Several methods that improve the energy efficiency in LTE cellular networks by not only applying the BS sleeping strategy but also by introducing the smart grid as a tool or power management are proposed. We formulate a multi-objective optimization problem that leads to the maximization of the profit of a Long-Term Evolution (LTE) cellular operator, and at the same time to the minimization of CO2 emissions in green wireless cellular networks without affecting the desired Quality of Service (QoS). We propose two heuristic algorithms to solve the optimization problem. The first one is based on eliminating BS successively until reaching a suboptimal solution while the second is based on the Genetic Algorithm (GA). The proposed algorithms take into account both radio UpLink (UL) and DownLink (DL) directions, LTE resource allocation and intercell interference.

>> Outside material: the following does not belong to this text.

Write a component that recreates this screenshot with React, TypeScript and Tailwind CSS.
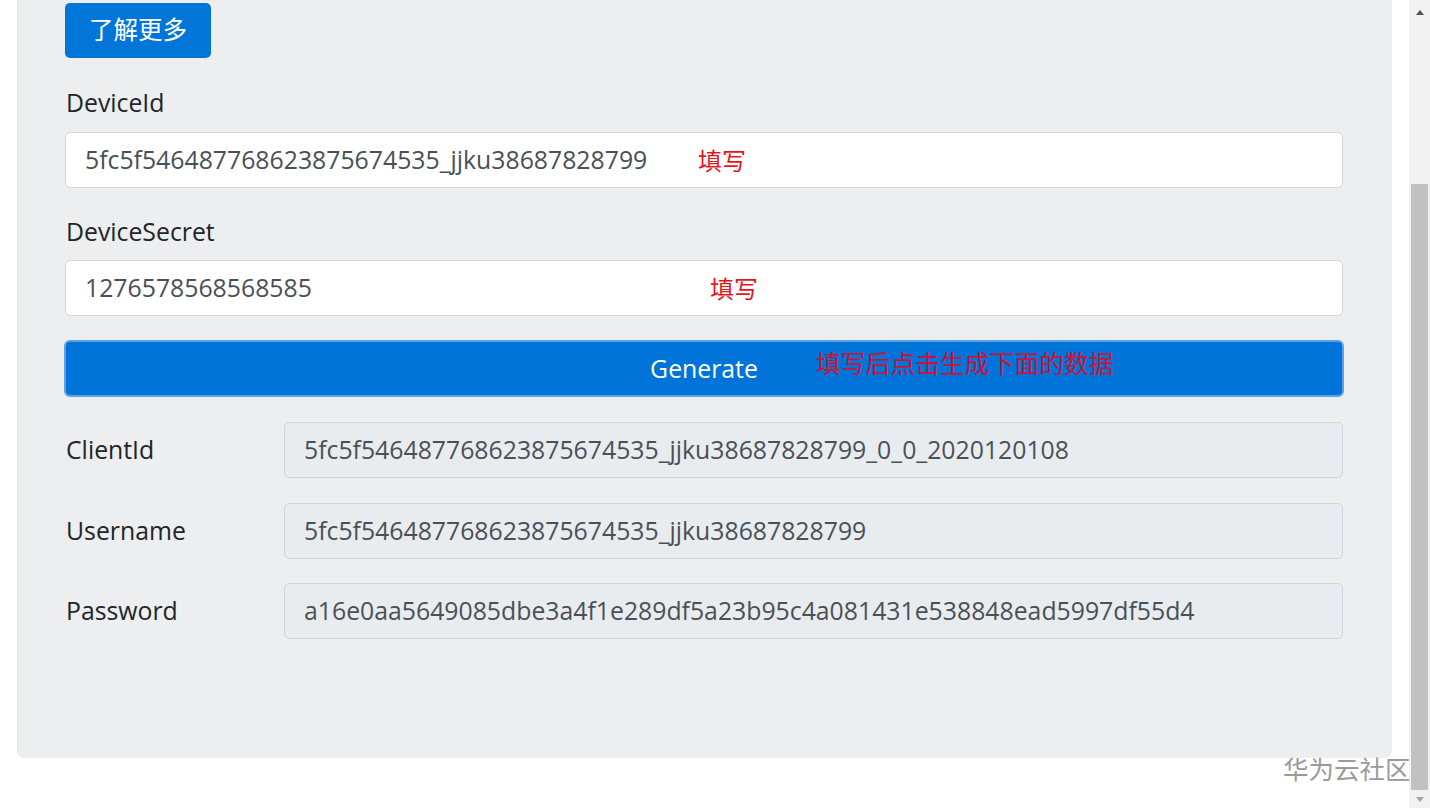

In our numerical results, we analyze the performance of the proposed system versus the attitude of the mobile operator towards the environment. In fact, we introduce a Pareto weight that reflects the attitude of the operator. When this weight goes to 0, we deal with a selfish network operator that aims to maximize its own profit regardless of its impact on the environment while, when it goes to 1, we are dealing with an environmentally friendly network operator that aims to reduce CO2 emissions regardless of its own profit. Other values of the Pareto weight constitute a tradeoff between these two extremes. Furthermore, we compare the results of both proposed algorithms and we investigate two scenarios depending on how renewable energies are procured: from public retailers or from private renewable energy equipment deployed on BS sites by the mobile operator. Finally, we focus on the impact of the variation of the unitary price of renewable energies on the behavior of the mobile network towards the environment.